News: MedPac recommends payment reductions to offset documentation improvements
January 21, 2010
CDI Strategies - Volume 4, Issue 2
In its January release, The Medicare Payment Advisory Commission (MedPAC) recommended Congress adjust Medicare’s hospital inpatient payments over three years to recover overpayments that have resulted from recent documentation and coding changes.
It said:
“To restore budget neutrality, the Congress should require the secretary [of HHS] to fully offset increases in inpatient payments due to hospitals’ documentation and coding improvements. To accomplish this, the Secretary must reduce payment rates in the inpatient prospective payment system by the same percentage (not to exceed 2 percentage points) each year in 2011, 2012, and 2013. The lower rates would remain in place until overpayments are fully recovered.”
The update reflects agency recommendations from last year, which the American Hospital Association estimated at the time, would have resulted in $1 billion less in 2010 hospital reimbursements.

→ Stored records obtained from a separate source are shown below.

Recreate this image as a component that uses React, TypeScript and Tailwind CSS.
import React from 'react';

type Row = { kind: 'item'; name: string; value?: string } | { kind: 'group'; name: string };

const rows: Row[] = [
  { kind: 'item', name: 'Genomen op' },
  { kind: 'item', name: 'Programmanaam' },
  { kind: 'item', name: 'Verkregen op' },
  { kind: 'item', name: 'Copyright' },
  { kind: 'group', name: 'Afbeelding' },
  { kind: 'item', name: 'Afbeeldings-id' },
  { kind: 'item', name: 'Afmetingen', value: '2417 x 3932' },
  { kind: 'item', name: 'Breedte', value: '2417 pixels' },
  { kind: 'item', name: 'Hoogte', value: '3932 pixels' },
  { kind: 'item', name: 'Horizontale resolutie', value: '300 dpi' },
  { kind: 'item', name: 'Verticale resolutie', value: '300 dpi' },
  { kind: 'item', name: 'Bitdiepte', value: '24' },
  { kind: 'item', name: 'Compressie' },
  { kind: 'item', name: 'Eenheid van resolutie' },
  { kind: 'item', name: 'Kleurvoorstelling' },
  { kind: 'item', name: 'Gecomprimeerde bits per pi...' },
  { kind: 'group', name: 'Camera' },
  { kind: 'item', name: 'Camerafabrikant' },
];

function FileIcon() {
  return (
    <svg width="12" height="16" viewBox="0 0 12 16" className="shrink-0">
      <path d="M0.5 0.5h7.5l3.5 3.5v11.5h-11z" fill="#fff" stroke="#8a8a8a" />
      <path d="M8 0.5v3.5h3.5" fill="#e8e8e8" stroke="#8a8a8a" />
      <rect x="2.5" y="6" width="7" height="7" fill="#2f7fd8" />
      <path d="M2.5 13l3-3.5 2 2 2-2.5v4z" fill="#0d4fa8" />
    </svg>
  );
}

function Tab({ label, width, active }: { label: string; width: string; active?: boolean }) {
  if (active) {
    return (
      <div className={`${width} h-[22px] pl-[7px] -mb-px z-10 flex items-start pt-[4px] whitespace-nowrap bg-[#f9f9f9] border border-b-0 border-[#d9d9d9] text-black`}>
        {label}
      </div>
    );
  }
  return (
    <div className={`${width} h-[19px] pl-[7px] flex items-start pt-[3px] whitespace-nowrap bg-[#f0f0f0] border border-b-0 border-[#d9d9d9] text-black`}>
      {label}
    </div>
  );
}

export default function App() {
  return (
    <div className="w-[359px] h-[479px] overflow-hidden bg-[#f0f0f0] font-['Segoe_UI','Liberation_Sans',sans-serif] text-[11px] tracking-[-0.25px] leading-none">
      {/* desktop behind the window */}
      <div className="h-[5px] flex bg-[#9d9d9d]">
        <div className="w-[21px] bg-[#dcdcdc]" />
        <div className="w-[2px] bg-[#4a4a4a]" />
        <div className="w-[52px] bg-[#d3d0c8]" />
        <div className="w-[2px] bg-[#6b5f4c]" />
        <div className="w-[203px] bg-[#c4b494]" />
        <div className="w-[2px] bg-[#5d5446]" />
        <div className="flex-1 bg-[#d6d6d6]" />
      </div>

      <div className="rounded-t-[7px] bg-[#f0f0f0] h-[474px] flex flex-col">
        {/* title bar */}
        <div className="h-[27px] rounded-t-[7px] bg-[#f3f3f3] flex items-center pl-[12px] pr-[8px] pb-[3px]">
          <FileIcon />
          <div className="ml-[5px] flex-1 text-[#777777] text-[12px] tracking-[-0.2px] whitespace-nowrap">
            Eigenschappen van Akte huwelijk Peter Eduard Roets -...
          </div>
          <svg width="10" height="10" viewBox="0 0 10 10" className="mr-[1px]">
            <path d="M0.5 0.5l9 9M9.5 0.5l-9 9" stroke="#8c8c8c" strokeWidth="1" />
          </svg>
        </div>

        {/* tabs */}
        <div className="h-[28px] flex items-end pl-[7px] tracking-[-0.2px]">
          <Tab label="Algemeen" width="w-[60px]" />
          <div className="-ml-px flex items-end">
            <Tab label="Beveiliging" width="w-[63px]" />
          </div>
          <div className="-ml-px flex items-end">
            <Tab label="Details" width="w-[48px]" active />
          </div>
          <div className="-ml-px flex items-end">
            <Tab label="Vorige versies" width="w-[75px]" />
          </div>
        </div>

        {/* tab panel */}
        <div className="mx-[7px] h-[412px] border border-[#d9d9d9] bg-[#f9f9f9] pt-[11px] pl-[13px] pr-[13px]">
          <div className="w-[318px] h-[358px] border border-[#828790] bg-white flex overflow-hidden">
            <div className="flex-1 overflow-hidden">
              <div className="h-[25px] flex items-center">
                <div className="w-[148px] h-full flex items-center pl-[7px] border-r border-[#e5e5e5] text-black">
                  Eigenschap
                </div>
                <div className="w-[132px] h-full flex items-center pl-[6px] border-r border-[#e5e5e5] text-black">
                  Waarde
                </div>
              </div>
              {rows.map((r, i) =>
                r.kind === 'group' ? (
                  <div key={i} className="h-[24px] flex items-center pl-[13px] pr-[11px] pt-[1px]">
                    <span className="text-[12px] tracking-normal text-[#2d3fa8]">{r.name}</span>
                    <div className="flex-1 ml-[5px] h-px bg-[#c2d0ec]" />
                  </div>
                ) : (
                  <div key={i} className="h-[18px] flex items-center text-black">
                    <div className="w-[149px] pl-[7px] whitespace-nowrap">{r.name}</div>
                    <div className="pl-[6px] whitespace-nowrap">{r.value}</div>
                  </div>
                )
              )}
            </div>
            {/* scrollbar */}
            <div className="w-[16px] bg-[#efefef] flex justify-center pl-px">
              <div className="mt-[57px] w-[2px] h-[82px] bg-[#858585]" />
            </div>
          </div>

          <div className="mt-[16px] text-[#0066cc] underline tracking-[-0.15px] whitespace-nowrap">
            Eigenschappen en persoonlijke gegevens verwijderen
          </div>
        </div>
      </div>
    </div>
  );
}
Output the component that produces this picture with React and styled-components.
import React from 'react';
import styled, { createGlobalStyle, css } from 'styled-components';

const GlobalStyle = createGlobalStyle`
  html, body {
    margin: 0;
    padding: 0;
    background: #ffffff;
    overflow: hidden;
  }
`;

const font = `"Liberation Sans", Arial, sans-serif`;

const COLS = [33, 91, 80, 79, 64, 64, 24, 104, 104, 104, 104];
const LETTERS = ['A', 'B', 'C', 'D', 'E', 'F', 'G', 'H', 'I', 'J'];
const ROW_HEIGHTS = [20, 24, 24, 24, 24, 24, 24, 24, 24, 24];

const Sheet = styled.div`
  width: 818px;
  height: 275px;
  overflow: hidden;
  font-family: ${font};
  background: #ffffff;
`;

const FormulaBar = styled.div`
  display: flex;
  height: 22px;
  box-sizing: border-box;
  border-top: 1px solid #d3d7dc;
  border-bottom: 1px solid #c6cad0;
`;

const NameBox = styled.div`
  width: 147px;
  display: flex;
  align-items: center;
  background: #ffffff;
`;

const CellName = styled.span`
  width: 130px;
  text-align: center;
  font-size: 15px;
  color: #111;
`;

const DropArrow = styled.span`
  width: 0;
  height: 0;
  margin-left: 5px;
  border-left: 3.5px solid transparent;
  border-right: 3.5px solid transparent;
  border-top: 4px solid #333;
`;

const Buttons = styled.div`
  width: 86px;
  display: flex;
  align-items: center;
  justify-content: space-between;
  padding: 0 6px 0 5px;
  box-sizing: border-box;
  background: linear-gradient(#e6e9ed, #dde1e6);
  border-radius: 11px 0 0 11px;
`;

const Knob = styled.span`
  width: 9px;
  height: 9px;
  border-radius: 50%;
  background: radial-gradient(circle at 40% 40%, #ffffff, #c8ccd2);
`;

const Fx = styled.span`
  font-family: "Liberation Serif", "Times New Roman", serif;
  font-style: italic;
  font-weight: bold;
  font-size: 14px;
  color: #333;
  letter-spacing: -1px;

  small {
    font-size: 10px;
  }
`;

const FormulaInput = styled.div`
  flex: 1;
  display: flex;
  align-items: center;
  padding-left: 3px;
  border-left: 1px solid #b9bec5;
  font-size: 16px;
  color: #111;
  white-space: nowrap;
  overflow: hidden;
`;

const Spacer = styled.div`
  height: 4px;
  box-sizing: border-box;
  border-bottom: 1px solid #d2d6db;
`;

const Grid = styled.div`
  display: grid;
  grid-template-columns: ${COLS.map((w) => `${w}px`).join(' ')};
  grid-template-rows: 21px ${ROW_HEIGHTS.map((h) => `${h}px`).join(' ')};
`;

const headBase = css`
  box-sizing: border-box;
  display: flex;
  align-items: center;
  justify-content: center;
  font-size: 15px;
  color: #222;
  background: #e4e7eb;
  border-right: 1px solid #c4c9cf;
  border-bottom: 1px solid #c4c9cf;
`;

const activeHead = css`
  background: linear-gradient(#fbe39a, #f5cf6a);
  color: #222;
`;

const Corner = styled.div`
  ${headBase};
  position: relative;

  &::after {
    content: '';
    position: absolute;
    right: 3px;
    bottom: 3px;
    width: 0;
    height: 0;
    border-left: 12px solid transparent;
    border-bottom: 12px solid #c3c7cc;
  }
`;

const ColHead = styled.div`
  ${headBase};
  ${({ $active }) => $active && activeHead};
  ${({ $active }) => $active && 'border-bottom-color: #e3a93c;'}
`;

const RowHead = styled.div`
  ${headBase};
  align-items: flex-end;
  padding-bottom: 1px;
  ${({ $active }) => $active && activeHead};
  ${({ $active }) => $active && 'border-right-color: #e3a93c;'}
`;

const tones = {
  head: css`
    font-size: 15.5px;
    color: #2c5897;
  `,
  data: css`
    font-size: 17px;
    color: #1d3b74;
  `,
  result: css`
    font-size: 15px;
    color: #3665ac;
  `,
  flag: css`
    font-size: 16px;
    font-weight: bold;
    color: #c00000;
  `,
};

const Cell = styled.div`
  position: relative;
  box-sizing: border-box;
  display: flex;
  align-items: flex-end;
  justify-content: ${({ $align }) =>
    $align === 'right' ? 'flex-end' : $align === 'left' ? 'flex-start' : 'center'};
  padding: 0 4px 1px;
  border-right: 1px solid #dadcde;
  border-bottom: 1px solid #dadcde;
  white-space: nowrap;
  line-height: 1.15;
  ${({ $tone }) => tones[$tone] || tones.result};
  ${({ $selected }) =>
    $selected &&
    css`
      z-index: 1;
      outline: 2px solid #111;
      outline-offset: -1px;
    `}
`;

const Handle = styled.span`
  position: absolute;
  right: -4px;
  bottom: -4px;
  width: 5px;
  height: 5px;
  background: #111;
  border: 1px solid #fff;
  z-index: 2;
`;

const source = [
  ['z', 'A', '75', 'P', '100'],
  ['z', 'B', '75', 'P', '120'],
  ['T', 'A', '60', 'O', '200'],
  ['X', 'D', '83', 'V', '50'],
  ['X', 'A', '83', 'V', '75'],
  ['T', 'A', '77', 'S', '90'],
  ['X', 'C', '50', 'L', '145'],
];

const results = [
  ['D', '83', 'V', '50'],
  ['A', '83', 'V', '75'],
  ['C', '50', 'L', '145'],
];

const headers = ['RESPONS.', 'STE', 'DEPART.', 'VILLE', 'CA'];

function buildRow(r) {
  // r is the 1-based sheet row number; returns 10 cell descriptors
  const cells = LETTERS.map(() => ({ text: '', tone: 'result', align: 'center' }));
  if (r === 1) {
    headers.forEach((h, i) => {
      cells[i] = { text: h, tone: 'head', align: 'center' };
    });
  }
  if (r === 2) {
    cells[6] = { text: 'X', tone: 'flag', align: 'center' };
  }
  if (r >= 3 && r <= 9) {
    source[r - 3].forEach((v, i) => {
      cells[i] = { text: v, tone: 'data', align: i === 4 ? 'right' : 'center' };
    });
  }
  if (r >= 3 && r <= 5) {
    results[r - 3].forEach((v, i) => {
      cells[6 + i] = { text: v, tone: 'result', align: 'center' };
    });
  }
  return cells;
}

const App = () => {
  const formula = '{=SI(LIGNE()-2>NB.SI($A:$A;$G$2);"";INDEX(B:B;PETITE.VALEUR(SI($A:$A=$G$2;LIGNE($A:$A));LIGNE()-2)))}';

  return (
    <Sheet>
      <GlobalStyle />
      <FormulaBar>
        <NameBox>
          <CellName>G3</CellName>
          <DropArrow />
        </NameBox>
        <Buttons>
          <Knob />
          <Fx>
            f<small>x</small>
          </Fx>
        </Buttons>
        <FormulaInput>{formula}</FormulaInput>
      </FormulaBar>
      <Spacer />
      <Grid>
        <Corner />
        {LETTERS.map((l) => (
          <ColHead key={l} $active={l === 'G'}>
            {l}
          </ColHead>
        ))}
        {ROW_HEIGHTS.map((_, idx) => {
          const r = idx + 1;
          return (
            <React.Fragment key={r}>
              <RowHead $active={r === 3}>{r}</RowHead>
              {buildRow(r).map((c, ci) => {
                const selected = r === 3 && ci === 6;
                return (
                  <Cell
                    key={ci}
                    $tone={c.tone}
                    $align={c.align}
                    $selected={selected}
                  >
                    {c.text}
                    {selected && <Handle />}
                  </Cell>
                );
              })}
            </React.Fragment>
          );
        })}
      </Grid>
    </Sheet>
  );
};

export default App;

“Everyone is asking why CMS would punish people by reducing their payments when they’ve actually improved their documentation and coding,” said Gloryanne Bryant, RHIA, CCS, CCDS, ACDIS board member and HIM managing director at Kaiser Permanente in Oakland, CA. (Read the complete article in the CDI Journal archives.)
Last year’s threat may have actually spurred CDI program growth. When the news hit, Bryant encouraged facilities to concentrate their improvement efforts even further, to make up the projected financial offset, she says.
“The documentation and coding adjustment is the big reason to implement a CDI program,” Bryant said. “Every single day, hospitals are losing money because of a lack of documentation specificity. We’ve got to work harder and put more effort and resources into getting this documentation improved.”
In the final rule, CMS decided not to make the adjustment due to a lack of data, but said it would consider implementing the adjustment beginning in fiscal year 2011. CMS typically publishes its IPPS proposal in late April or early May, followed by a 60-day public comment period. CMS typically publishes the IPPS final rule in July.